Showing posts with label loss of a loved one. Show all posts
Showing posts with label loss of a loved one. Show all posts

Monday, November 28, 2011

My Earliest Memory Of My Mom

As I sit watching Rachel Ray I was feeling the urge to write. My first thought was to write more about what happened to me. There is so much that happened to me that I haven't even begun to think about writing about, but the last few posts I have made had been sort of on the sad side. Instead I want to share some of my memories of my mom. In this particular post I want to share my earliest memory. I think it might be a fitting way to celebrate her.

I'm unsure how young I was but I'm thinking I was 2 or 3 years old. I was drawing a picture on some paper with crayons. I was either drawing a picture of my mom's head and hair or a bush, I don't remember but I do have a very vague memory of a roundish ovalish shape that may have had eyes. It could have been a drawing of the bushes or maybe mom's tomato plants. It hard to say. I remember mom being there on the floor next to me. She was wearing blue clothes, I don't know if it was a dress, pants, or whatever. She was drinking something out of a cup and I wanted some of whatever she was drinking. I don't know if I asked for some or pointed at her cup, I really can't remember. I remember mom pouring some of the contents out of her cup into one of my sippy cups. I took a drink out of it, but I can't remember what it was or what it tasted like. I remember mom looking at me and laughing and the feeling of her hand as she wiped my chin.

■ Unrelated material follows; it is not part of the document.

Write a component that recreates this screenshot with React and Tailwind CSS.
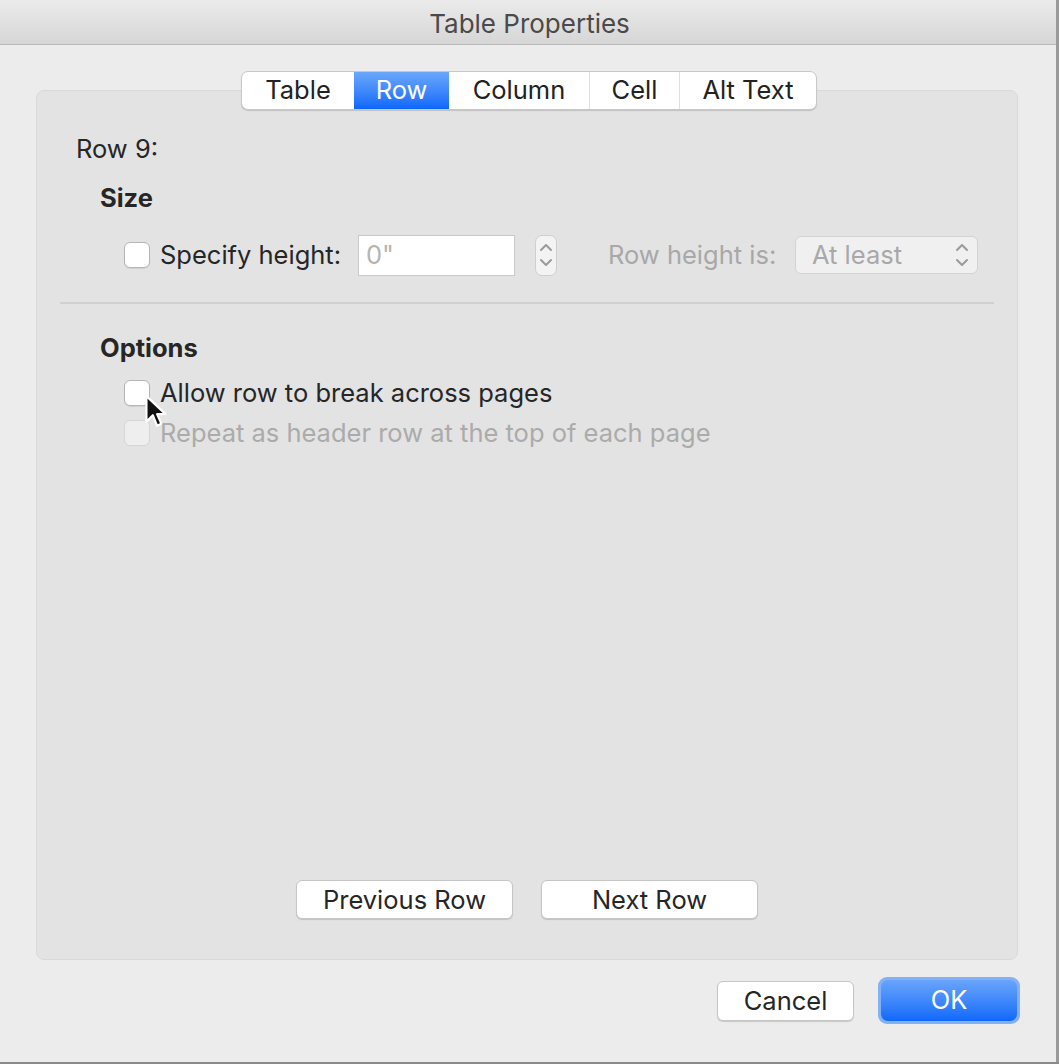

I also remember her wrapping a gift. I think it was the same day and very near the same time as the sippy cup memory. It seemed like she spent forever wrapping this gift. I remember the wrapping paper was white. It seemed like she wrapped it, then unwrapped it, and wrapped it again. The memory is very vague.

Many years later when I reached the age where mom needed to sit me down and explain that I wasn't dying because I was bleeding, the whole ovulation deal. We had a long talk and we reminisced about the past, growing up, becoming a woman, and me as a baby. She bragged to me about how cute of a baby I was and the pride and love she felt when she felt me kick in her belly the first time. Somehow we got into the conversation of early childhood memories. I told her about my memory of the sippy cup. She couldn't remember that incident specifically, but she said that I use to make funny faces whenever I would drink some of her tea. I imagine that my memory of the sippy cup and mom laughing was probably because it was her unsweetened tea that she put in my sippy cup. No wonder she laughed, I had to have made a funny face.

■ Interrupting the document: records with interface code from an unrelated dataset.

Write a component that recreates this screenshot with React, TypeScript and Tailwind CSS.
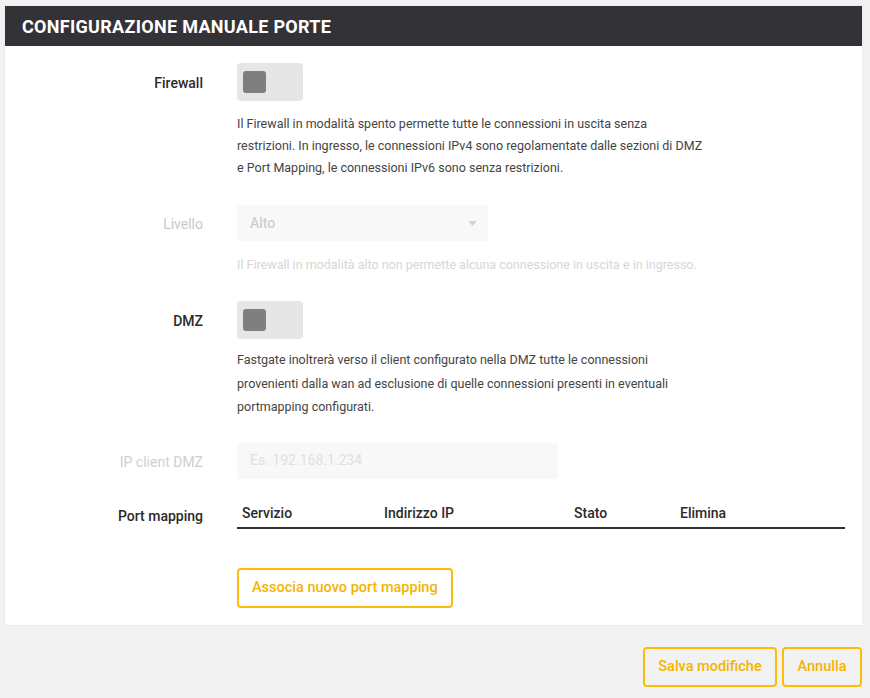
import React from "react";

const Toggle = () => (
  <div className="w-[66px] h-[38px] bg-[#e6e6e6] rounded-[4px] flex items-center pl-[6px]">
    <div className="w-[23px] h-[22px] bg-[#7f7f80] rounded-[3px]" />
  </div>
);

export default function App() {
  return (
    <div
      className="w-[870px] h-[698px] bg-[#f2f2f2] pt-[6px] pl-[5px] text-[#333]"
      style={{ fontFamily: "Roboto, 'Noto Sans', sans-serif" }}
    >
      <div className="w-[857px] h-[619px] bg-white shadow-[0_0_2px_rgba(0,0,0,0.08)]">
        <div className="h-[40px] bg-[#333236] flex items-center pl-[17px]">
          <span className="text-white font-bold text-[18px] tracking-[0.3px]">
            CONFIGURAZIONE MANUALE PORTE
          </span>
        </div>

        <div className="flex flex-col">
          {/* Firewall */}
          <div className="flex mt-[17px]">
            <div className="w-[198px] text-right text-[14px] font-medium pt-[10px] pr-0 text-[#2b2b2b]">Firewall</div>
            <div className="ml-[34px]">
              <Toggle />
            </div>
          </div>
          <div className="ml-[232px] mt-[12px] text-[12.5px] leading-[22px] text-[#444] whitespace-nowrap">
            <div>Il Firewall in modalità spento permette tutte le connessioni in uscita senza</div>
            <div>restrizioni. In ingresso, le connessioni IPv4 sono regolamentate dalle sezioni di DMZ</div>
            <div>e Port Mapping, le connessioni IPv6 sono senza restrizioni.</div>
          </div>

          {/* Livello */}
          <div className="flex mt-[26px]">
            <div className="w-[198px] text-right text-[14px] pt-[9px] text-[#c8c8c8]">Livello</div>
            <div className="ml-[34px] w-[251px] h-[36px] bg-[#f8f8f8] rounded-[3px] flex items-center justify-between pl-[13px] pr-[11px]">
              <span className="text-[14px] text-[#cfcfcf] font-medium">Alto</span>
              <svg width="9" height="5" viewBox="0 0 9 5">
                <path d="M0 0 L9 0 L4.5 5 Z" fill="#d4d4d4" />
              </svg>
            </div>
          </div>
          <div className="ml-[232px] mt-[13px] text-[12.5px] leading-[22px] text-[#d6d6d6] whitespace-nowrap">
            Il Firewall in modalità alto non permette alcuna connessione in uscita e in ingresso.
          </div>

          {/* DMZ */}
          <div className="flex mt-[25px]">
            <div className="w-[198px] text-right text-[14px] font-medium pt-[10px] text-[#2b2b2b]">DMZ</div>
            <div className="ml-[34px]">
              <Toggle />
            </div>
          </div>
          <div className="ml-[232px] mt-[9px] text-[12.5px] leading-[23.5px] text-[#444] whitespace-nowrap">
            <div>Fastgate inoltrerà verso il client configurato nella DMZ tutte le connessioni</div>
            <div>provenienti dalla wan ad esclusione di quelle connessioni presenti in eventuali</div>
            <div>portmapping configurati.</div>
          </div>

          {/* IP client DMZ */}
          <div className="flex mt-[24px]">
            <div className="w-[198px] text-right text-[14px] pt-[9px] text-[#d0d0d0]">IP client DMZ</div>
            <div className="ml-[34px] w-[321px] h-[36px] bg-[#f8f8f8] rounded-[3px] flex items-center pl-[13px]">
              <span className="text-[14px] text-[#e0e0e0]">Es. 192.168.1.234</span>
            </div>
          </div>

          {/* Port mapping */}
          <div className="flex mt-[23px]">
            <div className="w-[198px] text-right text-[14px] font-medium pt-[4px] text-[#2b2b2b]">Port mapping</div>
            <div className="ml-[34px] w-[608px]">
              <div className="flex text-[14px] font-medium text-[#2b2b2b] h-[27px] items-center border-b-2 border-[#333] pb-[1px]">
                <span className="w-[147px] pl-[5px]">Servizio</span>
                <span className="w-[190px]">Indirizzo IP</span>
                <span className="w-[106px]">Stato</span>
                <span>Elimina</span>
              </div>
              <button className="mt-[39px] h-[40px] px-[13px] border-2 border-[#fbbd08] rounded-[4px] text-[#f4b400] text-[14.5px] font-medium">
                Associa nuovo port mapping
              </button>
            </div>
          </div>
        </div>
      </div>

      <div className="flex justify-end gap-[5px] w-[857px] mt-[22px]">
        <button className="w-[134px] h-[40px] border-2 border-[#fbbd08] rounded-[4px] text-[#f4b400] text-[14.5px] font-medium">
          Salva modifiche
        </button>
        <button className="w-[80px] h-[40px] border-2 border-[#fbbd08] rounded-[4px] text-[#f4b400] text-[14.5px] font-medium">
          Annulla
        </button>
      </div>
    </div>
  );
}
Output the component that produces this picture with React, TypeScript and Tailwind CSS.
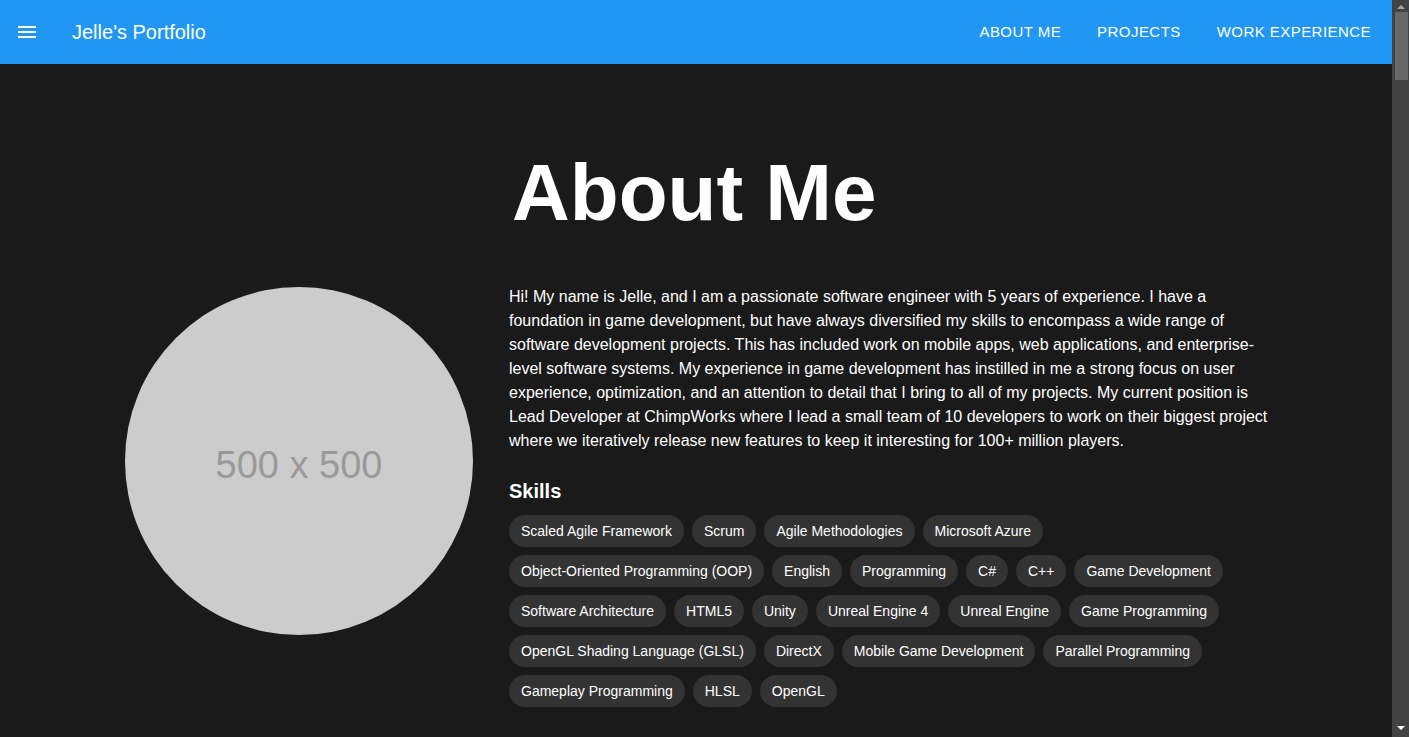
import React from 'react';

const skills = [
    'Scaled Agile Framework',
    'Scrum',
    'Agile Methodologies',
    'Microsoft Azure',
    'Object-Oriented Programming (OOP)',
    'English',
    'Programming',
    'C#',
    'C++',
    'Game Development',
    'Software Architecture',
    'HTML5',
    'Unity',
    'Unreal Engine 4',
    'Unreal Engine',
    'Game Programming',
    'OpenGL Shading Language (GLSL)',
    'DirectX',
    'Mobile Game Development',
    'Parallel Programming',
    'Gameplay Programming',
    'HLSL',
    'OpenGL',
];

const navItems = ['About Me', 'Projects', 'Work Experience'];

const MenuIcon = () => (
    <svg viewBox="0 0 24 24" className="h-6 w-6" fill="currentColor">
        <path d="M3 18h18v-2H3zm0-5h18v-2H3zm0-7v2h18V6z" />
    </svg>
);

// Dark window scrollbar, as the browser draws it next to the page
const ScrollBar = () => (
    <div className="flex h-screen w-[17px] shrink-0 flex-col items-center bg-[#424242]">
        <svg viewBox="0 0 8 4" className="mt-[5px] h-[4px] w-[8px]" fill="#a3a3a3">
            <polygon points="0,4 4,0 8,4" />
        </svg>
        <div className="mt-[3px] ml-[1px] h-[68px] w-[13px] bg-[#686868]" />
        <svg viewBox="0 0 8 4" className="mt-auto mb-[7px] h-[4px] w-[8px]" fill="#ffffff">
            <polygon points="0,0 8,0 4,4" />
        </svg>
    </div>
);

const App = () => {
    return (
        <div className="flex h-screen bg-[#1a1a1a] text-white font-['Liberation_Sans',Arial,sans-serif]">
            <div className="min-w-0 flex-1 overflow-y-auto">
                {/* App bar */}
                <header className="sticky top-0 z-10 flex h-16 items-center bg-[#2196f3] pl-[15px] pr-[10px] text-white">
                    <button className="flex items-center text-white">
                        <MenuIcon />
                    </button>
                    <span className="ml-[33px] text-[20px] leading-none">Jelle's Portfolio</span>
                    <nav className="ml-auto flex items-center gap-[14px]">
                        {navItems.map((item) => (
                            <a
                                key={item}
                                href={`#${item.toLowerCase().replace(' ', '-')}`}
                                className="px-[11px] py-2 text-[15px] uppercase tracking-[0.03em] text-white"
                            >
                                {item}
                            </a>
                        ))}
                    </nav>
                </header>

                {/* About section */}
                <section id="about-me" className="mx-auto flex w-[1152px] pt-[81px] pb-16">
                    <div className="flex w-[358px] shrink-0 justify-center pt-[142px]">
                        <div className="flex h-[348px] w-[348px] items-center justify-center rounded-full bg-[#cccccc]">
                            <span className="mt-2 text-[38px] text-[#999999]">500 x 500</span>
                        </div>
                    </div>
                    <div className="ml-[31px] w-[763px]">
                        <h1 className="ml-[3px] text-[80px] font-bold leading-[96px]">About Me</h1>
                        <p className="mt-[44px] text-[16px] leading-6">
                            Hi! My name is Jelle, and I am a passionate software engineer with 5 years of experience. I have a
                            foundation in game development, but have always diversified my skills to encompass a wide range of
                            software development projects. This has included work on mobile apps, web applications, and
                            enterprise-level software systems. My experience in game development has instilled in me a strong
                            focus on user experience, optimization, and an attention to detail that I bring to all of my
                            projects. My current position is Lead Developer at ChimpWorks where I lead a small team of 10
                            developers to work on their biggest project where we iteratively release new features to keep it
                            interesting for 100+ million players.
                        </p>
                        <h2 className="mt-[22px] text-[20px] font-bold leading-8">Skills</h2>
                        <div className="mt-2 flex flex-wrap gap-2">
                            {skills.map((skill) => (
                                <span
                                    key={skill}
                                    className="flex h-8 items-center rounded-full bg-[#333333] px-3 text-[14px] text-white"
                                >
                                    {skill}
                                </span>
                            ))}
                        </div>
                    </div>
                </section>

                {/* Rest of the page */}
                <section id="projects" className="min-h-[3400px]" />
                <section id="work-experience" className="min-h-[3400px]" />
            </div>
            <ScrollBar />
        </div>
    );
};

export default App;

I also asked mom about the wrapping paper but my memory was too vague and she couldn't recall what I was talking about.

This is just a few memories of my mom that I can always hold onto. I would love to talk about these memories with my mom again. I miss her more than I can begin to describe.

Anyway, this was my earliest memory of my mom.

Sunday, November 27, 2011

A Bittersweet Reminder

I want to explain about one of the things that enhanced my triggering when I was around my family on Thanksgiving. Although many of you know that a few weeks shy of my 15th birthday, May 2010 my mom died in a car accident, but far fewer know that my mom had a twin sister that looks just like her. Thanksgiving day was the first time I had seen my aunt (mom's twin) since before mom died. She was a bittersweet reminder of my mom. It's hard to explain just how conflicting, sad, wonderful, beautiful, and disturbing it was to see a copy of my mom. It affected my dad too. I kept seeing him look at her and smile the same way he smiled at mom, but he would have to turn away from her to keep from becoming emotional. Our family is a hugging family, when we meet people or visit with family we say hello and goodbye with a hug. When my aunt walked up to dad  to give him a hug, I saw dad reach his hand out to shake her hand instead. Like I suspected she would do she ignored the handshake and wrapped her arms around dad.  She then walked over to me and gave me a hug. After she walked away dad stood next to me and I rested my head against him and I swear I could hear his heart breaking. His hands were shaking. Neither of us needed to say anything. We were both thinking the same thing, we felt, heard, and saw mom through her twin.

My mom and dad were highschool sweethearts, each others first love, and each others first. They assumed like anyone who is in love that they will grow old together. Mom's death affected all of us deeply, but in different ways. I lost my mom and teacher, but dad lost his firsts. Last year I heard dad crying a few times when he thought he was the only person at home. I felt so bad for him, but until this morning I have never let him know that I heard him crying. We had a long talk about things and I suddenly realized how lonely my dad has really become over the last 19 months. For lack of a better description I gave him my blessing to date. It's weird that a 16 year old will give their dad the green light to date.

Well, I'm getting off track from what this post was suppose to be about, but I still think I sort of explained the gist of it. In a future post I want to share some of my memories of my mom, I am way too emotional to try to do that right now. I need a hug, I know daddy will hug me and I'm going to go hug him when I get done posting this.